------ Stored data ------
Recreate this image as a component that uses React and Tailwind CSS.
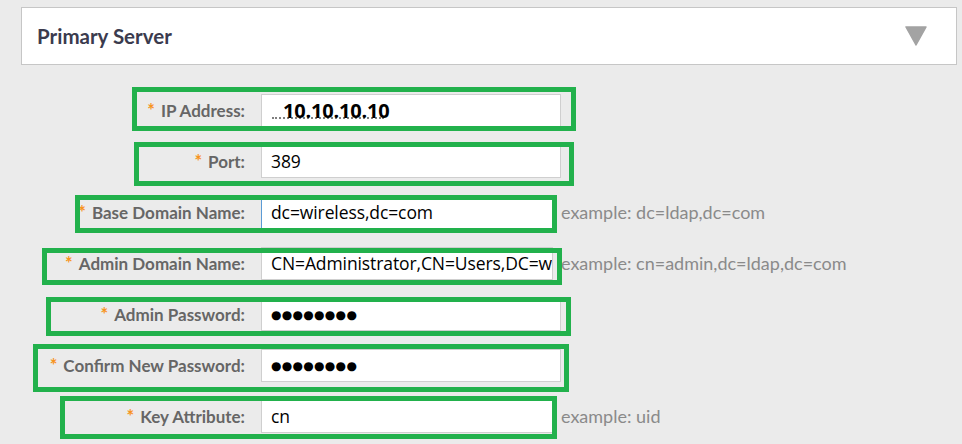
const fields = [
  { label: 'IP Address:', value: '10.10.10.10', kind: 'ip', width: 'w-[300px]', box: 'left-[132px] top-[-7px] w-[444px] h-[44px]' },
  { label: 'Port:', value: '389', width: 'w-[300px]', box: 'left-[134px] top-[-3px] w-[440px] h-[44px]' },
  { label: 'Base Domain Name:', value: 'dc=wireless,dc=com', focused: true, width: 'w-[292px]', example: 'example: dc=ldap,dc=com', box: 'left-[75px] top-[-1px] w-[482px] h-[38px]' },
  { label: 'Admin Domain Name:', value: 'CN=Administrator,CN=Users,DC=wireless,DC=com', width: 'w-[292px]', example: 'example: cn=admin,dc=ldap,dc=com', box: 'left-[42px] top-[1px] w-[520px] h-[37px]' },
  { label: 'Admin Password:', value: '●●●●●●●●', kind: 'password', width: 'w-[300px]', box: 'left-[46px] top-[-1px] w-[525px] h-[39px]' },
  { label: 'Confirm New Password:', value: '●●●●●●●●', kind: 'password', width: 'w-[300px]', box: 'left-[33px] top-[-5px] w-[536px] h-[48px]' },
  { label: 'Key Attribute:', value: 'cn', width: 'w-[292px]', example: 'example: uid', box: 'left-[60px] top-[-4px] w-[497px] h-[43px]' },
]

const FieldValue = ({ field }) => {
  if (field.kind === 'ip') {
    return (
      <div className="relative h-full flex items-center pl-[21px]">
        <div className="absolute left-[10px] bottom-[7px] w-[112px] border-b-2 border-dotted border-black/50" />
        <span className="relative font-['Open_Sans',sans-serif] font-bold text-[20px] text-black tracking-[-0.2px]">{field.value}</span>
      </div>
    )
  }
  if (field.kind === 'password') {
    return (
      <div className="h-full flex items-center pl-[9px]">
        <span className="font-['DejaVu_Sans',sans-serif] text-[12px] text-black tracking-[0.3px]">{field.value}</span>
      </div>
    )
  }
  return (
    <div className="h-full flex items-center pl-[9px] overflow-hidden whitespace-nowrap">
      <span className="font-['Open_Sans',sans-serif] text-[17.5px] text-black tracking-[-0.1px]">{field.value}</span>
    </div>
  )
}

const FieldRow = ({ field }) => (
  <div className="relative flex items-center h-[33px]">
    <div className="w-[245px] flex justify-end items-center gap-[6px] whitespace-nowrap">
      <span className="text-[#f7941d] text-[18px] font-['Lato',sans-serif] font-bold leading-none -translate-y-[1px]">*</span>
      <span className="text-[#666666] text-[17px] font-['Lato',sans-serif] font-bold">{field.label}</span>
    </div>
    <div className={`ml-[16px] h-full bg-white border ${field.focused ? 'border-[#5b9bd5]' : 'border-[#cfcfcf]'} ${field.width}`}>
      <FieldValue field={field} />
    </div>
    {field.example && (
      <span className="ml-[8px] text-[#8a8a8a] text-[18px] font-['Lato',sans-serif] whitespace-nowrap">{field.example}</span>
    )}
    <div className={`absolute border-[5px] border-[#22b14c] pointer-events-none ${field.box}`} />
  </div>
)

const App = () => (
  <div className="w-[962px] h-[444px] bg-[#ebebeb] overflow-hidden">
    <div className="ml-[21px] mt-[7px] w-[936px] h-[58px] bg-white border border-[#c6c6c6] flex items-center justify-between pl-[15px] pr-[29px]">
      <h2 className="font-['Lato',sans-serif] font-bold text-[20.5px] text-[#3b3b4e]">Primary Server</h2>
      <svg width="22" height="21" viewBox="0 0 22 21">
        <polygon points="1,1 21,1 11,19" fill="#a3a3a3" stroke="#a3a3a3" strokeWidth="1.5" strokeLinejoin="round" />
      </svg>
    </div>
    <div className="mt-[29px] flex flex-col gap-[18px]">
      {fields.map((f) => (
        <FieldRow key={f.label} field={f} />
      ))}
    </div>
  </div>
)

export default App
------
Task » Write the lines above out again exactly, without any of their pictures.

Written solution »
Recreate this image as a component that uses React and Tailwind CSS.
const fields = [
  { label: 'IP Address:', value: '10.10.10.10', kind: 'ip', width: 'w-[300px]', box: 'left-[132px] top-[-7px] w-[444px] h-[44px]' },
  { label: 'Port:', value: '389', width: 'w-[300px]', box: 'left-[134px] top-[-3px] w-[440px] h-[44px]' },
  { label: 'Base Domain Name:', value: 'dc=wireless,dc=com', focused: true, width: 'w-[292px]', example: 'example: dc=ldap,dc=com', box: 'left-[75px] top-[-1px] w-[482px] h-[38px]' },
  { label: 'Admin Domain Name:', value: 'CN=Administrator,CN=Users,DC=wireless,DC=com', width: 'w-[292px]', example: 'example: cn=admin,dc=ldap,dc=com', box: 'left-[42px] top-[1px] w-[520px] h-[37px]' },
  { label: 'Admin Password:', value: '●●●●●●●●', kind: 'password', width: 'w-[300px]', box: 'left-[46px] top-[-1px] w-[525px] h-[39px]' },
  { label: 'Confirm New Password:', value: '●●●●●●●●', kind: 'password', width: 'w-[300px]', box: 'left-[33px] top-[-5px] w-[536px] h-[48px]' },
  { label: 'Key Attribute:', value: 'cn', width: 'w-[292px]', example: 'example: uid', box: 'left-[60px] top-[-4px] w-[497px] h-[43px]' },
]

const FieldValue = ({ field }) => {
  if (field.kind === 'ip') {
    return (
      <div className="relative h-full flex items-center pl-[21px]">
        <div className="absolute left-[10px] bottom-[7px] w-[112px] border-b-2 border-dotted border-black/50" />
        <span className="relative font-['Open_Sans',sans-serif] font-bold text-[20px] text-black tracking-[-0.2px]">{field.value}</span>
      </div>
    )
  }
  if (field.kind === 'password') {
    return (
      <div className="h-full flex items-center pl-[9px]">
        <span className="font-['DejaVu_Sans',sans-serif] text-[12px] text-black tracking-[0.3px]">{field.value}</span>
      </div>
    )
  }
  return (
    <div className="h-full flex items-center pl-[9px] overflow-hidden whitespace-nowrap">
      <span className="font-['Open_Sans',sans-serif] text-[17.5px] text-black tracking-[-0.1px]">{field.value}</span>
    </div>
  )
}

const FieldRow = ({ field }) => (
  <div className="relative flex items-center h-[33px]">
    <div className="w-[245px] flex justify-end items-center gap-[6px] whitespace-nowrap">
      <span className="text-[#f7941d] text-[18px] font-['Lato',sans-serif] font-bold leading-none -translate-y-[1px]">*</span>
      <span className="text-[#666666] text-[17px] font-['Lato',sans-serif] font-bold">{field.label}</span>
    </div>
    <div className={`ml-[16px] h-full bg-white border ${field.focused ? 'border-[#5b9bd5]' : 'border-[#cfcfcf]'} ${field.width}`}>
      <FieldValue field={field} />
    </div>
    {field.example && (
      <span className="ml-[8px] text-[#8a8a8a] text-[18px] font-['Lato',sans-serif] whitespace-nowrap">{field.example}</span>
    )}
    <div className={`absolute border-[5px] border-[#22b14c] pointer-events-none ${field.box}`} />
  </div>
)

const App = () => (
  <div className="w-[962px] h-[444px] bg-[#ebebeb] overflow-hidden">
    <div className="ml-[21px] mt-[7px] w-[936px] h-[58px] bg-white border border-[#c6c6c6] flex items-center justify-between pl-[15px] pr-[29px]">
      <h2 className="font-['Lato',sans-serif] font-bold text-[20.5px] text-[#3b3b4e]">Primary Server</h2>
      <svg width="22" height="21" viewBox="0 0 22 21">
        <polygon points="1,1 21,1 11,19" fill="#a3a3a3" stroke="#a3a3a3" strokeWidth="1.5" strokeLinejoin="round" />
      </svg>
    </div>
    <div className="mt-[29px] flex flex-col gap-[18px]">
      {fields.map((f) => (
        <FieldRow key={f.label} field={f} />
      ))}
    </div>
  </div>
)

export default App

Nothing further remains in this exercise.